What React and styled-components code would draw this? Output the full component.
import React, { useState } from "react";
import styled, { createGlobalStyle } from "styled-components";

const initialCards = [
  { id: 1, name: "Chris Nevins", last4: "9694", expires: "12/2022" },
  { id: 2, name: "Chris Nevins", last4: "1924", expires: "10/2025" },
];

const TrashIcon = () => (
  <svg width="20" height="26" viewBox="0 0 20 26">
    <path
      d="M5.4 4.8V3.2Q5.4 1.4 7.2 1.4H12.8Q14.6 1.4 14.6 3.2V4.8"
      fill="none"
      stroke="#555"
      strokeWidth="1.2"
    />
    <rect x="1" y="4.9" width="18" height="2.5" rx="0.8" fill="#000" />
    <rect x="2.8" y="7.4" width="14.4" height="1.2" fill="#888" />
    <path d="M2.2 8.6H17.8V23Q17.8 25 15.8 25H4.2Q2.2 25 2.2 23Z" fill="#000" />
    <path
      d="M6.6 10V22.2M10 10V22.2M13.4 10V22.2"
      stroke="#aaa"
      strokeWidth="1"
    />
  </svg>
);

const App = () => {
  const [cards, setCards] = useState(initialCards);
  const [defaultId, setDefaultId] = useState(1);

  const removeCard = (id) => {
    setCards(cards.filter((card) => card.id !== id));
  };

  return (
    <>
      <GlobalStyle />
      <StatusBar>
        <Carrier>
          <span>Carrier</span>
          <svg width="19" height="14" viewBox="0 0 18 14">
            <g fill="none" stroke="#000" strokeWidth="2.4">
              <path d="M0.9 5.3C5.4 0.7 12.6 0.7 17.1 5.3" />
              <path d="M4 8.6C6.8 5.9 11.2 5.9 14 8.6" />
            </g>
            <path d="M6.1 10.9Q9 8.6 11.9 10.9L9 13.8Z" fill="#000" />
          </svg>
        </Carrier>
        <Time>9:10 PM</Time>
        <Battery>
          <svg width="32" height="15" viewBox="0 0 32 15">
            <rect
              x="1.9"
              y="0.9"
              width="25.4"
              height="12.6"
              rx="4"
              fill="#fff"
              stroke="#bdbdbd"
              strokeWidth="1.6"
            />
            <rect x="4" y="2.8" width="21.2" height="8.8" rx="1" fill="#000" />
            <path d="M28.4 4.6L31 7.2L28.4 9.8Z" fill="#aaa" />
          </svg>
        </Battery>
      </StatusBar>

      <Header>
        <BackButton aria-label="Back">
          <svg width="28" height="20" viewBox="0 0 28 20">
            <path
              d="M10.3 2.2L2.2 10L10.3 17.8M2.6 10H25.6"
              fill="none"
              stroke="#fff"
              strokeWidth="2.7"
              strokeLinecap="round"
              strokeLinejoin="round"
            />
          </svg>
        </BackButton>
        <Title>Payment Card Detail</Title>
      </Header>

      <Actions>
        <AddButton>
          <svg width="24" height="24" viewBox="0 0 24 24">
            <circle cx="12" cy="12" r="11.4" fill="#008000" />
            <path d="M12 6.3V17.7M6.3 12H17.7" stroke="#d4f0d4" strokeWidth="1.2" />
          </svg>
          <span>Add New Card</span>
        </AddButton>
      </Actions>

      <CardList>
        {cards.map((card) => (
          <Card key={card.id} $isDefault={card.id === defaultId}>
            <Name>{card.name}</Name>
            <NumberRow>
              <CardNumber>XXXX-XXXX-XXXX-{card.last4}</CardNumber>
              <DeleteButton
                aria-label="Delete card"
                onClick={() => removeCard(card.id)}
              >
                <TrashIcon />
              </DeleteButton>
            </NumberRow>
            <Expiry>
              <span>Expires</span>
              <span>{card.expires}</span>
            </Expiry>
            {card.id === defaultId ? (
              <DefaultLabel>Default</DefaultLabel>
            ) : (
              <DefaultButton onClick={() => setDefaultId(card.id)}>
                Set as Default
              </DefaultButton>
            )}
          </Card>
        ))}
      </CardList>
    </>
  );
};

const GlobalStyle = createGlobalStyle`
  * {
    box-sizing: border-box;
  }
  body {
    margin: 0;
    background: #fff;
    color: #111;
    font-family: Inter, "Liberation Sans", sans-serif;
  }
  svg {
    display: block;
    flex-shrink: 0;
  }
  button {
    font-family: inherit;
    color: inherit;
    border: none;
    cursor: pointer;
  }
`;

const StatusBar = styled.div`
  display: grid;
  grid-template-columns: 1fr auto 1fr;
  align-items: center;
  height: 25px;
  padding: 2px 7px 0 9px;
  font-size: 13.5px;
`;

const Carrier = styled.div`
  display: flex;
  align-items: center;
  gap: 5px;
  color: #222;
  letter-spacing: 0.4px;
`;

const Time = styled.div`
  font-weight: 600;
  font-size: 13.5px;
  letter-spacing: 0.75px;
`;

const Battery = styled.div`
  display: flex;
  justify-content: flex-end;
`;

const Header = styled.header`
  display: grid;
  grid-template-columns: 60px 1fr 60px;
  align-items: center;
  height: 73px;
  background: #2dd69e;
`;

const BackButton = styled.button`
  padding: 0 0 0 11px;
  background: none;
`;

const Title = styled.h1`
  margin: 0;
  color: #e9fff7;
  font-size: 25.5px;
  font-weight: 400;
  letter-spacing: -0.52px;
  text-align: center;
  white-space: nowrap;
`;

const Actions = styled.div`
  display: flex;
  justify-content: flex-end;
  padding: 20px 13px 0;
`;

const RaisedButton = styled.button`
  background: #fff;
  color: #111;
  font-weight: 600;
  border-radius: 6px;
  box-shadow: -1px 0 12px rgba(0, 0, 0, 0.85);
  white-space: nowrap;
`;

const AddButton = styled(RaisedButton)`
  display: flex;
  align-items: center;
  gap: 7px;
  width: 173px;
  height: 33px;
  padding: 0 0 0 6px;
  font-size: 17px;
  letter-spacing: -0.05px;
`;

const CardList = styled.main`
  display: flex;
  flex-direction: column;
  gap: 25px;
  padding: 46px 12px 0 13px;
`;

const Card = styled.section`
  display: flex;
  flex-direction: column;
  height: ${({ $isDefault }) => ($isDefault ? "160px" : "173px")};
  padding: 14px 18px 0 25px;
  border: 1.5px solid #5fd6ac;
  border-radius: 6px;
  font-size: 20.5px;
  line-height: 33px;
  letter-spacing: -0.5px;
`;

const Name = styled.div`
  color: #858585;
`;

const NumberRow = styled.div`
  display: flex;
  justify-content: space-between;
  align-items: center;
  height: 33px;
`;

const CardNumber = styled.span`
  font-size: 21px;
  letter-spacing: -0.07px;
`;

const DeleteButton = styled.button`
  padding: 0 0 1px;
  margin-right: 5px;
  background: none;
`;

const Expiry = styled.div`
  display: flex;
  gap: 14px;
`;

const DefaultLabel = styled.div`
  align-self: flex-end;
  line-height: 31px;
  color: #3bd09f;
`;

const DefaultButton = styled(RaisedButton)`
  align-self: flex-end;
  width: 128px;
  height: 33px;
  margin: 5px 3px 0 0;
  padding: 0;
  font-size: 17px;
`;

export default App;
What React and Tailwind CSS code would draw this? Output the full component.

━━━━

Reproduce the listing above verbatim, from first line to last.

What React and styled-components code would draw this? Output the full component.
import React, { useState } from "react";
import styled, { createGlobalStyle } from "styled-components";

const initialCards = [
  { id: 1, name: "Chris Nevins", last4: "9694", expires: "12/2022" },
  { id: 2, name: "Chris Nevins", last4: "1924", expires: "10/2025" },
];

const TrashIcon = () => (
  <svg width="20" height="26" viewBox="0 0 20 26">
    <path
      d="M5.4 4.8V3.2Q5.4 1.4 7.2 1.4H12.8Q14.6 1.4 14.6 3.2V4.8"
      fill="none"
      stroke="#555"
      strokeWidth="1.2"
    />
    <rect x="1" y="4.9" width="18" height="2.5" rx="0.8" fill="#000" />
    <rect x="2.8" y="7.4" width="14.4" height="1.2" fill="#888" />
    <path d="M2.2 8.6H17.8V23Q17.8 25 15.8 25H4.2Q2.2 25 2.2 23Z" fill="#000" />
    <path
      d="M6.6 10V22.2M10 10V22.2M13.4 10V22.2"
      stroke="#aaa"
      strokeWidth="1"
    />
  </svg>
);

const App = () => {
  const [cards, setCards] = useState(initialCards);
  const [defaultId, setDefaultId] = useState(1);

  const removeCard = (id) => {
    setCards(cards.filter((card) => card.id !== id));
  };

  return (
    <>
      <GlobalStyle />
      <StatusBar>
        <Carrier>
          <span>Carrier</span>
          <svg width="19" height="14" viewBox="0 0 18 14">
            <g fill="none" stroke="#000" strokeWidth="2.4">
              <path d="M0.9 5.3C5.4 0.7 12.6 0.7 17.1 5.3" />
              <path d="M4 8.6C6.8 5.9 11.2 5.9 14 8.6" />
            </g>
            <path d="M6.1 10.9Q9 8.6 11.9 10.9L9 13.8Z" fill="#000" />
          </svg>
        </Carrier>
        <Time>9:10 PM</Time>
        <Battery>
          <svg width="32" height="15" viewBox="0 0 32 15">
            <rect
              x="1.9"
              y="0.9"
              width="25.4"
              height="12.6"
              rx="4"
              fill="#fff"
              stroke="#bdbdbd"
              strokeWidth="1.6"
            />
            <rect x="4" y="2.8" width="21.2" height="8.8" rx="1" fill="#000" />
            <path d="M28.4 4.6L31 7.2L28.4 9.8Z" fill="#aaa" />
          </svg>
        </Battery>
      </StatusBar>

      <Header>
        <BackButton aria-label="Back">
          <svg width="28" height="20" viewBox="0 0 28 20">
            <path
              d="M10.3 2.2L2.2 10L10.3 17.8M2.6 10H25.6"
              fill="none"
              stroke="#fff"
              strokeWidth="2.7"
              strokeLinecap="round"
              strokeLinejoin="round"
            />
          </svg>
        </BackButton>
        <Title>Payment Card Detail</Title>
      </Header>

      <Actions>
        <AddButton>
          <svg width="24" height="24" viewBox="0 0 24 24">
            <circle cx="12" cy="12" r="11.4" fill="#008000" />
            <path d="M12 6.3V17.7M6.3 12H17.7" stroke="#d4f0d4" strokeWidth="1.2" />
          </svg>
          <span>Add New Card</span>
        </AddButton>
      </Actions>

      <CardList>
        {cards.map((card) => (
          <Card key={card.id} $isDefault={card.id === defaultId}>
            <Name>{card.name}</Name>
            <NumberRow>
              <CardNumber>XXXX-XXXX-XXXX-{card.last4}</CardNumber>
              <DeleteButton
                aria-label="Delete card"
                onClick={() => removeCard(card.id)}
              >
                <TrashIcon />
              </DeleteButton>
            </NumberRow>
            <Expiry>
              <span>Expires</span>
              <span>{card.expires}</span>
            </Expiry>
            {card.id === defaultId ? (
              <DefaultLabel>Default</DefaultLabel>
            ) : (
              <DefaultButton onClick={() => setDefaultId(card.id)}>
                Set as Default
              </DefaultButton>
            )}
          </Card>
        ))}
      </CardList>
    </>
  );
};

const GlobalStyle = createGlobalStyle`
  * {
    box-sizing: border-box;
  }
  body {
    margin: 0;
    background: #fff;
    color: #111;
    font-family: Inter, "Liberation Sans", sans-serif;
  }
  svg {
    display: block;
    flex-shrink: 0;
  }
  button {
    font-family: inherit;
    color: inherit;
    border: none;
    cursor: pointer;
  }
`;

const StatusBar = styled.div`
  display: grid;
  grid-template-columns: 1fr auto 1fr;
  align-items: center;
  height: 25px;
  padding: 2px 7px 0 9px;
  font-size: 13.5px;
`;

const Carrier = styled.div`
  display: flex;
  align-items: center;
  gap: 5px;
  color: #222;
  letter-spacing: 0.4px;
`;

const Time = styled.div`
  font-weight: 600;
  font-size: 13.5px;
  letter-spacing: 0.75px;
`;

const Battery = styled.div`
  display: flex;
  justify-content: flex-end;
`;

const Header = styled.header`
  display: grid;
  grid-template-columns: 60px 1fr 60px;
  align-items: center;
  height: 73px;
  background: #2dd69e;
`;

const BackButton = styled.button`
  padding: 0 0 0 11px;
  background: none;
`;

const Title = styled.h1`
  margin: 0;
  color: #e9fff7;
  font-size: 25.5px;
  font-weight: 400;
  letter-spacing: -0.52px;
  text-align: center;
  white-space: nowrap;
`;

const Actions = styled.div`
  display: flex;
  justify-content: flex-end;
  padding: 20px 13px 0;
`;

const RaisedButton = styled.button`
  background: #fff;
  color: #111;
  font-weight: 600;
  border-radius: 6px;
  box-shadow: -1px 0 12px rgba(0, 0, 0, 0.85);
  white-space: nowrap;
`;

const AddButton = styled(RaisedButton)`
  display: flex;
  align-items: center;
  gap: 7px;
  width: 173px;
  height: 33px;
  padding: 0 0 0 6px;
  font-size: 17px;
  letter-spacing: -0.05px;
`;

const CardList = styled.main`
  display: flex;
  flex-direction: column;
  gap: 25px;
  padding: 46px 12px 0 13px;
`;

const Card = styled.section`
  display: flex;
  flex-direction: column;
  height: ${({ $isDefault }) => ($isDefault ? "160px" : "173px")};
  padding: 14px 18px 0 25px;
  border: 1.5px solid #5fd6ac;
  border-radius: 6px;
  font-size: 20.5px;
  line-height: 33px;
  letter-spacing: -0.5px;
`;

const Name = styled.div`
  color: #858585;
`;

const NumberRow = styled.div`
  display: flex;
  justify-content: space-between;
  align-items: center;
  height: 33px;
`;

const CardNumber = styled.span`
  font-size: 21px;
  letter-spacing: -0.07px;
`;

const DeleteButton = styled.button`
  padding: 0 0 1px;
  margin-right: 5px;
  background: none;
`;

const Expiry = styled.div`
  display: flex;
  gap: 14px;
`;

const DefaultLabel = styled.div`
  align-self: flex-end;
  line-height: 31px;
  color: #3bd09f;
`;

const DefaultButton = styled(RaisedButton)`
  align-self: flex-end;
  width: 128px;
  height: 33px;
  margin: 5px 3px 0 0;
  padding: 0;
  font-size: 17px;
`;

export default App;
What React and Tailwind CSS code would draw this? Output the full component.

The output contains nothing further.